Richard Parrish’s activism within the American Federation of Teachers became a model for black activists who sought to link the civil rights and labor movements in the 1960s.  In 1960, he was elected Treasurer of the Negro American Labor Council, which he, Randolph and several thousand black trade unionists formed to challenge segregation and discrimination within organized labor.  The idea to renew Randolph’s March on Washington first came from NALC leaders who were frustrated by white labor leaders’ refusal to follow the AFT’s example by expelling discriminatory unions from the AFL-CIO.  Black trade unionists planned initially to march on the national headquarters of the labor federation, but other black leaders convinced them to shift their focus to Congress and the White House and expand their objectives to support the struggle for integration and voting rights in the Jim Crow South.  In addition to ensuring the passage of the most important civil rights laws of the 20th century, the demonstration forged an alliance between the civil rights and labor movements that remains vital to this day.
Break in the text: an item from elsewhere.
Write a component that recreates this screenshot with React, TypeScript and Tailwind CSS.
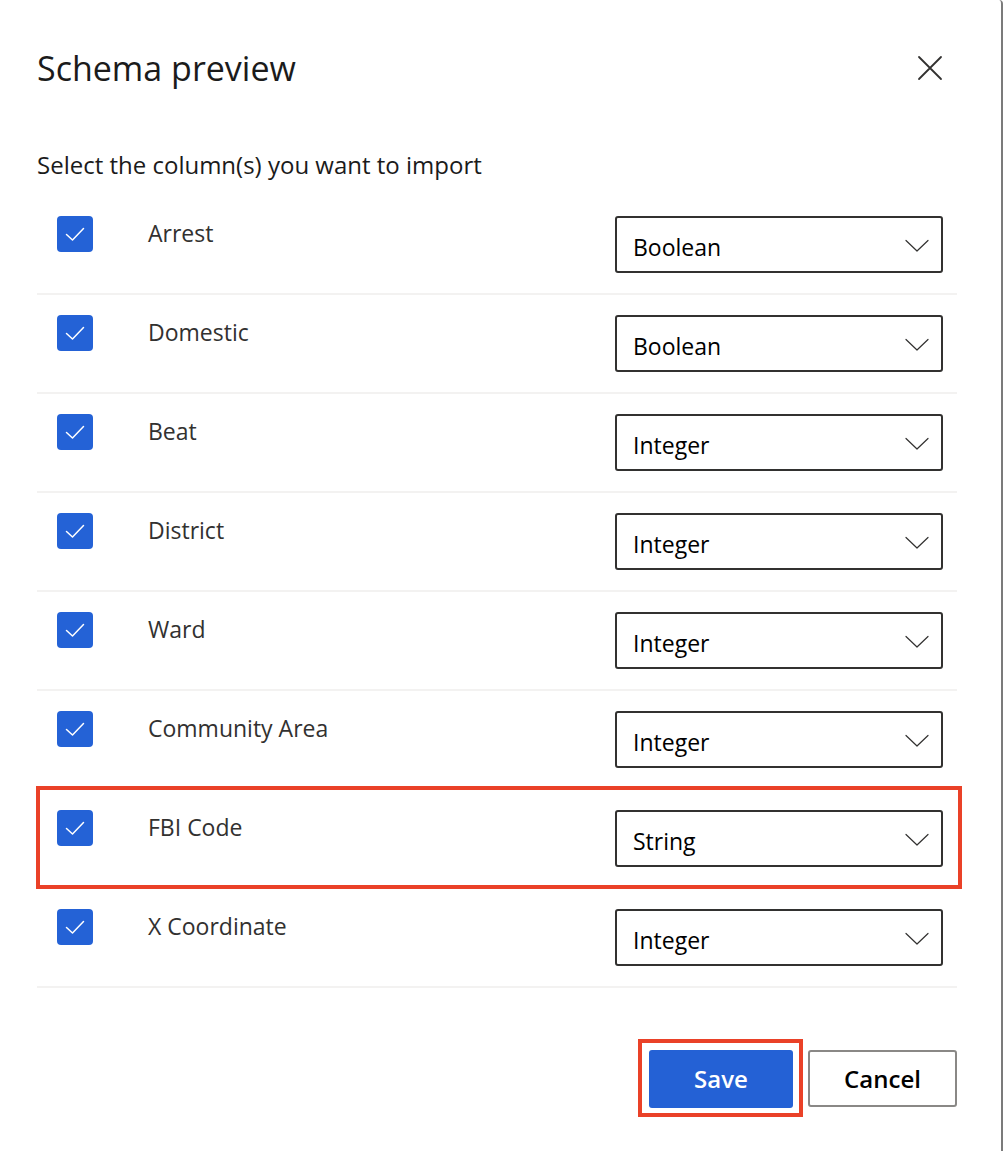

At a time when teachers and their unions are seen by many as obstacles to the reform of our public school system, we need to remember and celebrate the legacy of Richard Parrish more than ever.  This is not just because he understood that trade unions could be powerful forces for progressive change, but also that he did not shy away from challenging them when they failed to live up to that potential.  “Teachers have the greatest opportunity of any professional group to show their commitment to democracy by their activities both as citizens and as trade unionists,” he stated in the 1960s; “If we are to do this, we must ourselves be well versed in the history of the world, and we must be committed to the struggle for what is right and just.”  That is a standard to which we can all aspire.